The third difference is in asset structure. DDC does not have a financial black hole of burning cash, nor is it a shell company supported by hype to sustain its valuation. Its food business still maintains an annual growth of 30-40%. In other words, it is a BTC strategic reserve company with 'fundamentals', capable of narrating in a bull market and competing for cash flow in a bear market.

This balance is the sense of rhythm she has cultivated over the past decade.

Norma said that if it weren't for the patience developed in early content creation, the resonance community established with Generation Z users, and the organizational rhythm gained over time, DDC might have never understood Bitcoin, let alone write it into its balance sheet.

The foreigner stands in the center of the stage

Norma has never defined herself as a 'Crypto person'. But those seemingly 'non-mainstream' labels she carries unexpectedly resonate with the spiritual core of Bitcoin.

She is not anxious about the Bitcoin narrative being dominated by Europe and America, nor is she worried about the absence of Asian capital from the main stage.

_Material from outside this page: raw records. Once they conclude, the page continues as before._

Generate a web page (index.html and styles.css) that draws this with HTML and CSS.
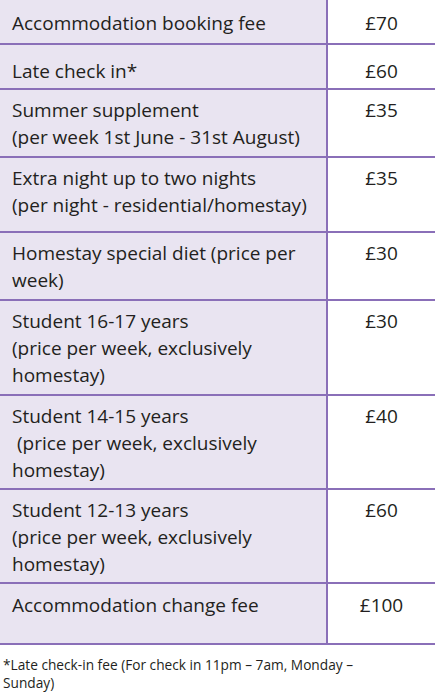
FILE: index.html
```html
<!DOCTYPE html>
<html>
<head>
<meta charset="utf-8">
<link rel="stylesheet" href="styles.css">
</head>
<body>
<table class="fees">
  <tr class="r1"><td class="item">Accommodation booking fee</td><td class="price">£70</td></tr>
  <tr class="r2"><td class="item">Late check in*</td><td class="price">£60</td></tr>
  <tr class="r3"><td class="item">Summer supplement<br>(per week 1st June - 31st August)</td><td class="price">£35</td></tr>
  <tr class="r4"><td class="item">Extra night up to two nights<br>(per night - residential/homestay)</td><td class="price">£35</td></tr>
  <tr class="r5"><td class="item">Homestay special diet (price per<br>week)</td><td class="price">£30</td></tr>
  <tr class="r6"><td class="item">Student 16-17 years<br>(price per week, exclusively<br>homestay)</td><td class="price">£30</td></tr>
  <tr class="r7"><td class="item">Student 14-15 years<br>&nbsp;(price per week, exclusively<br>homestay)</td><td class="price">£40</td></tr>
  <tr class="r8"><td class="item">Student 12-13 years<br>(price per week, exclusively<br>homestay)</td><td class="price">£60</td></tr>
  <tr class="r9"><td class="item">Accommodation change fee</td><td class="price">£100</td></tr>
</table>
<p class="note">*Late check-in fee (For check in 11pm – 7am, Monday –<br>Sunday)</p>
</body>
</html>
```
FILE: styles.css
```css
html, body {
  margin: 0;
  padding: 0;
  background: #ffffff;
}
body {
  font-family: "Open Sans", "Noto Sans", sans-serif;
  color: #231f20;
  width: 441px;
}
.fees {
  border-collapse: collapse;
  width: 435px;
  table-layout: fixed;
}
.fees td {
  vertical-align: top;
  font-size: 19px;
  line-height: 27px;
  padding: 7px 0 0 12px;
  border-bottom: 2px solid #8a6fb8;
  box-sizing: border-box;
  white-space: nowrap;
}
.fees td.item {
  width: 327px;
  background: #e9e4f1;
  border-right: 2px solid #8a6fb8;
}
.fees td.price {
  text-align: center;
  padding-left: 0;
}
.r1 td { height: 44px; padding-top: 10px; }
.r2 td { height: 45px; padding-top: 13px; }
.r3 td { height: 68px; }
.r4 td { height: 75px; }
.r5 td { height: 68px; }
.r6 td { height: 95px; }
.r7 td { height: 94px; }
.r8 td { height: 94px; }
.r9 td { height: 61px; padding-top: 8px; }
.note {
  margin: 11px 0 0 3px;
  font-size: 13.7px;
  line-height: 18px;
  color: #231f20;
}
```
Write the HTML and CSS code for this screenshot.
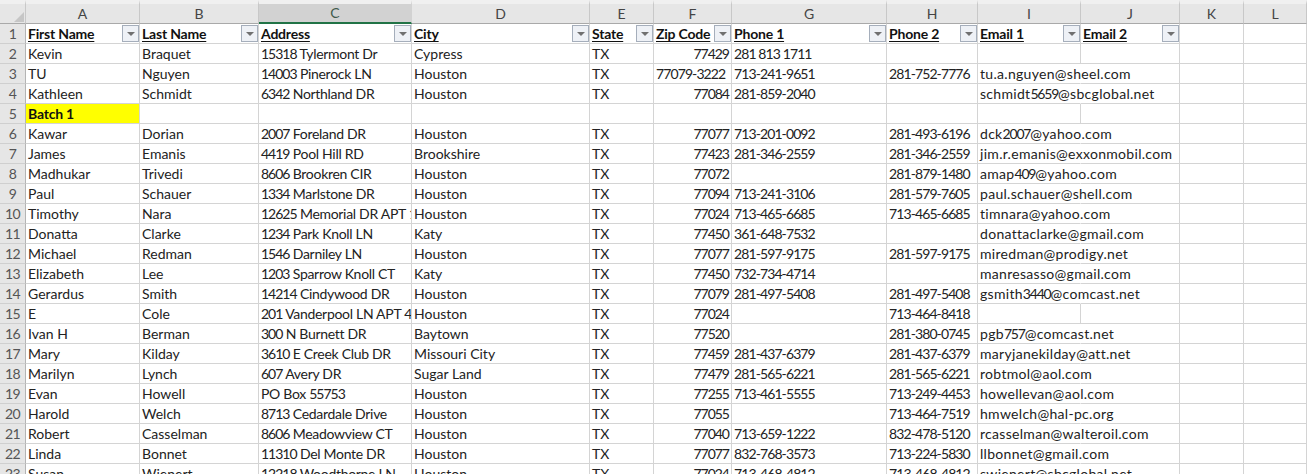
FILE: index.html
```html
<!DOCTYPE html>
<html lang="en">
<head>
<meta charset="utf-8">
<title>Contacts worksheet</title>
<link rel="stylesheet" href="styles.css">
</head>
<body>
<table class="sheet">
<colgroup>
<col class="c-rh"><col class="c-a"><col class="c-b"><col class="c-c"><col class="c-d"><col class="c-e"><col class="c-f"><col class="c-g"><col class="c-h"><col class="c-i"><col class="c-j"><col class="c-k"><col class="c-l">
</colgroup>
<thead>
<tr><th class="corner"><span class="tri"></span></th><th>A</th><th>B</th><th class="sel">C</th><th>D</th><th>E</th><th>F</th><th>G</th><th>H</th><th>I</th><th>J</th><th>K</th><th>L</th></tr>
</thead>
<tbody>
<tr class="hdr"><th>1</th>
<td><div class="fc"><span>First Name</span><i class="fb"></i></div></td>
<td><div class="fc"><span>Last Name</span><i class="fb"></i></div></td>
<td><div class="fc"><span>Address</span><i class="fb"></i></div></td>
<td><div class="fc"><span>City</span><i class="fb"></i></div></td>
<td><div class="fc"><span>State</span><i class="fb"></i></div></td>
<td><div class="fc"><span>Zip Code</span><i class="fb"></i></div></td>
<td><div class="fc"><span>Phone 1</span><i class="fb"></i></div></td>
<td><div class="fc"><span>Phone 2</span><i class="fb"></i></div></td>
<td><div class="fc"><span>Email 1</span><i class="fb"></i></div></td>
<td><div class="fc"><span>Email 2</span><i class="fb"></i></div></td>
<td></td><td></td></tr>
<tr><th>2</th><td>Kevin</td><td>Braquet</td><td><span class="d">15318</span> Tylermont Dr</td><td>Cypress</td><td>TX</td><td class="n p">77429</td><td class="p">281 813 1711</td><td></td><td></td><td></td><td></td><td></td></tr>
<tr><th>3</th><td>TU</td><td>Nguyen</td><td><span class="d">14003</span> Pinerock LN</td><td>Houston</td><td>TX</td><td class="p">77079-3222</td><td class="p">713-241-9651</td><td class="p">281-752-7776</td><td class="spill">tu.a.nguyen@sheel.com</td><td></td><td></td><td></td></tr>
<tr><th>4</th><td>Kathleen</td><td>Schmidt</td><td><span class="d">6342</span> Northland DR</td><td>Houston</td><td>TX</td><td class="n p">77084</td><td class="p">281-859-2040</td><td></td><td class="spill">schmidt<span class="d">5659</span>@sbcglobal.net</td><td></td><td></td><td></td></tr>
<tr><th>5</th><td class="batch">Batch 1</td><td></td><td></td><td></td><td></td><td></td><td></td><td></td><td></td><td></td><td></td><td></td></tr>
<tr><th>6</th><td>Kawar</td><td>Dorian</td><td><span class="d">2007</span> Foreland DR</td><td>Houston</td><td>TX</td><td class="n p">77077</td><td class="p">713-201-0092</td><td class="p">281-493-6196</td><td class="spill">dck<span class="d">2007</span>@yahoo.com</td><td></td><td></td><td></td></tr>
<tr><th>7</th><td>James</td><td>Emanis</td><td><span class="d">4419</span> Pool Hill RD</td><td>Brookshire</td><td>TX</td><td class="n p">77423</td><td class="p">281-346-2559</td><td class="p">281-346-2559</td><td class="spill">jim.r.emanis@exxonmobil.com</td><td></td><td></td><td></td></tr>
<tr><th>8</th><td>Madhukar</td><td>Trivedi</td><td><span class="d">8606</span> Brookren CIR</td><td>Houston</td><td>TX</td><td class="n p">77072</td><td></td><td class="p">281-879-1480</td><td class="spill">amap<span class="d">409</span>@yahoo.com</td><td></td><td></td><td></td></tr>
<tr><th>9</th><td>Paul</td><td>Schauer</td><td><span class="d">1334</span> Marlstone DR</td><td>Houston</td><td>TX</td><td class="n p">77094</td><td class="p">713-241-3106</td><td class="p">281-579-7605</td><td class="spill">paul.schauer@shell.com</td><td></td><td></td><td></td></tr>
<tr><th>10</th><td>Timothy</td><td>Nara</td><td><span class="d">12625</span> Memorial DR APT <span class="d">110</span></td><td>Houston</td><td>TX</td><td class="n p">77024</td><td class="p">713-465-6685</td><td class="p">713-465-6685</td><td class="spill">timnara@yahoo.com</td><td></td><td></td><td></td></tr>
<tr><th>11</th><td>Donatta</td><td>Clarke</td><td><span class="d">1234</span> Park Knoll LN</td><td>Katy</td><td>TX</td><td class="n p">77450</td><td class="p">361-648-7532</td><td></td><td class="spill">donattaclarke@gmail.com</td><td></td><td></td><td></td></tr>
<tr><th>12</th><td>Michael</td><td>Redman</td><td><span class="d">1546</span> Darniley LN</td><td>Houston</td><td>TX</td><td class="n p">77077</td><td class="p">281-597-9175</td><td class="p">281-597-9175</td><td class="spill">miredman@prodigy.net</td><td></td><td></td><td></td></tr>
<tr><th>13</th><td>Elizabeth</td><td>Lee</td><td><span class="d">1203</span> Sparrow Knoll CT</td><td>Katy</td><td>TX</td><td class="n p">77450</td><td class="p">732-734-4714</td><td></td><td class="spill">manresasso@gmail.com</td><td></td><td></td><td></td></tr>
<tr><th>14</th><td>Gerardus</td><td>Smith</td><td><span class="d">14214</span> Cindywood DR</td><td>Houston</td><td>TX</td><td class="n p">77079</td><td class="p">281-497-5408</td><td class="p">281-497-5408</td><td class="spill">gsmith<span class="d">3440</span>@comcast.net</td><td></td><td></td><td></td></tr>
<tr><th>15</th><td>E</td><td>Cole</td><td><span class="d">201</span> Vanderpool LN APT <span class="d">4110</span></td><td>Houston</td><td>TX</td><td class="n p">77024</td><td></td><td class="p">713-464-8418</td><td></td><td></td><td></td><td></td></tr>
<tr><th>16</th><td>Ivan H</td><td>Berman</td><td><span class="d">300</span> N Burnett DR</td><td>Baytown</td><td>TX</td><td class="n p">77520</td><td></td><td class="p">281-380-0745</td><td class="spill">pgb<span class="d">757</span>@comcast.net</td><td></td><td></td><td></td></tr>
<tr><th>17</th><td>Mary</td><td>Kilday</td><td><span class="d">3610</span> E Creek Club DR</td><td>Missouri City</td><td>TX</td><td class="n p">77459</td><td class="p">281-437-6379</td><td class="p">281-437-6379</td><td class="spill">maryjanekilday@att.net</td><td></td><td></td><td></td></tr>
<tr><th>18</th><td>Marilyn</td><td>Lynch</td><td><span class="d">607</span> Avery DR</td><td>Sugar Land</td><td>TX</td><td class="n p">77479</td><td class="p">281-565-6221</td><td class="p">281-565-6221</td><td class="spill">robtmol@aol.com</td><td></td><td></td><td></td></tr>
<tr><th>19</th><td>Evan</td><td>Howell</td><td>PO Box <span class="d">55753</span></td><td>Houston</td><td>TX</td><td class="n p">77255</td><td class="p">713-461-5555</td><td class="p">713-249-4453</td><td class="spill">howellevan@aol.com</td><td></td><td></td><td></td></tr>
<tr><th>20</th><td>Harold</td><td>Welch</td><td><span class="d">8713</span> Cedardale Drive</td><td>Houston</td><td>TX</td><td class="n p">77055</td><td></td><td class="p">713-464-7519</td><td class="spill">hmwelch@hal-pc.org</td><td></td><td></td><td></td></tr>
<tr><th>21</th><td>Robert</td><td>Casselman</td><td><span class="d">8606</span> Meadowview CT</td><td>Houston</td><td>TX</td><td class="n p">77040</td><td class="p">713-659-1222</td><td class="p">832-478-5120</td><td class="spill">rcasselman@walteroil.com</td><td></td><td></td><td></td></tr>
<tr><th>22</th><td>Linda</td><td>Bonnet</td><td><span class="d">11310</span> Del Monte DR</td><td>Houston</td><td>TX</td><td class="n p">77077</td><td class="p">832-768-3573</td><td class="p">713-224-5830</td><td class="spill">llbonnet@gmail.com</td><td></td><td></td><td></td></tr>
<tr><th>23</th><td>Susan</td><td>Wienert</td><td><span class="d">12218</span> Woodthorne LN</td><td>Houston</td><td>TX</td><td class="n p">77024</td><td class="p">713-468-4812</td><td class="p">713-468-4812</td><td class="spill">swienert@sbcglobal.net</td><td></td><td></td><td></td></tr>
</tbody>
</table>
</body>
</html>
```

FILE: styles.css
```css
html, body {
  margin: 0;
  height: 100%;
  overflow: hidden;
  background: #fff;
}

.sheet {
  table-layout: fixed;
  width: 1307px;
  border-collapse: separate;
  border-spacing: 0;
  font-family: "Lato", "Open Sans", sans-serif;
  font-size: 14px;
  color: #222;
}

.c-rh { width: 26px; }
.c-a { width: 114px; }
.c-b { width: 119px; }
.c-c { width: 153px; }
.c-d { width: 178px; }
.c-e { width: 64px; }
.c-f { width: 78px; }
.c-g { width: 155px; }
.c-h { width: 91px; }
.c-i { width: 103px; }
.c-j { width: 99px; }
.c-k { width: 64px; }
.c-l { width: 63px; }

thead th {
  box-sizing: border-box;
  height: 24px;
  padding: 0;
  background: #e6e6e6;
  border-top: 4px solid #f0f0f0;
  border-right: 1px solid #c8c8c8;
  border-bottom: 1px solid #a9a9a9;
  font-weight: 400;
  font-size: 14px;
  line-height: 18px;
  color: #444;
  text-align: center;
}

thead th.sel {
  background: #d2d2d2;
  border-bottom: 2px solid #217346;
  border-right-color: #d2d2d2;
  color: #3f5a4c;
}

.corner {
  position: relative;
}

.tri {
  position: absolute;
  right: 1px;
  bottom: 1px;
  width: 0;
  height: 0;
  border-style: solid;
  border-width: 0 0 10px 10px;
  border-color: transparent transparent #c6c6c6 transparent;
}

tbody th {
  box-sizing: border-box;
  height: 20px;
  padding: 0;
  background: #e6e6e6;
  border-right: 1px solid #b4b4b4;
  border-bottom: 1px solid #cfcfcf;
  font-weight: 400;
  font-size: 14px;
  letter-spacing: -0.5px;
  line-height: 19px;
  color: #555;
  text-align: center;
}

td {
  box-sizing: border-box;
  height: 20px;
  padding: 0 2px;
  border-right: 1px solid #d4d4d4;
  border-bottom: 1px solid #d4d4d4;
  line-height: 19px;
  white-space: nowrap;
  overflow: hidden;
}

td:nth-child(4) {
  letter-spacing: -0.3px;
}

td.n {
  text-align: right;
}

td.p {
  letter-spacing: -0.9px;
}

td.n.p {
  letter-spacing: -1px;
}

.d {
  letter-spacing: -1px;
}

td.spill {
  overflow: visible;
  border-right-color: transparent;
  letter-spacing: 0.3px;
}

td.spill .d {
  letter-spacing: -1.2px;
}

td.batch {
  background: #ffff00;
  font-weight: 700;
  letter-spacing: -0.2px;
  color: #111;
}

.hdr td {
  padding-right: 0;
  font-weight: 700;
  letter-spacing: -0.2px;
  color: #111;
}

.fc {
  display: flex;
  justify-content: space-between;
  align-items: center;
  height: 19px;
}

.fc span {
  text-decoration: underline;
  text-underline-offset: 2px;
}

.fb {
  box-sizing: border-box;
  display: flex;
  align-items: center;
  justify-content: center;
  flex: none;
  width: 17px;
  height: 17px;
  background: #eef1f6;
  border: 1px solid #a5aebb;
}

.fb::before {
  content: "";
  width: 0;
  height: 0;
  border-style: solid;
  border-width: 4px 4px 0 4px;
  border-color: #707070 transparent transparent transparent;
}
```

Her confidence also comes from structural changes in the real world. She sees regulatory loosening, capital shifts, and rewriting of funding structures, and she also sees Generation Z understanding value in a completely different way. "Stablecoins have educated the market, and Crypto is truly being understood." She said that investors who couldn't comprehend BTC a month ago are now discussing premium structure and coin-based asset allocation.

Norma is not the type to loudly proclaim a 'decentralization revolution', but she is participating in this global wealth reconstruction through a highly realistic path. And she herself has also undergone a self-reconstruction of identity in this process.

In the past decade, she has transformed from a content entrepreneur into the CEO of a listed company and has become the world's first female founder to promote Bitcoin as a strategic reserve. She was once marginalized, but now, because of being 'non-mainstream', she has become a starting point for a new narrative.

"Existence is difference; difference is advantage," she said. She knows her way of expression differs from many managers, and her pace is slower, but this 'slowness', in a rapidly changing capital cycle, appears to be more resilient. "I may not be smarter than others, but I am persistent."

This is her commonality with Bitcoin—both come from the margins, both are not well-regarded, and both have persisted for too long. One is a builder of brand and community; the other is a totem of a decentralized world. They did not originally belong to the main narrative of finance, but at this moment, they converge on the same balance sheet.

The two 'foreigners' have now reached the glowing center of the mainstream stage.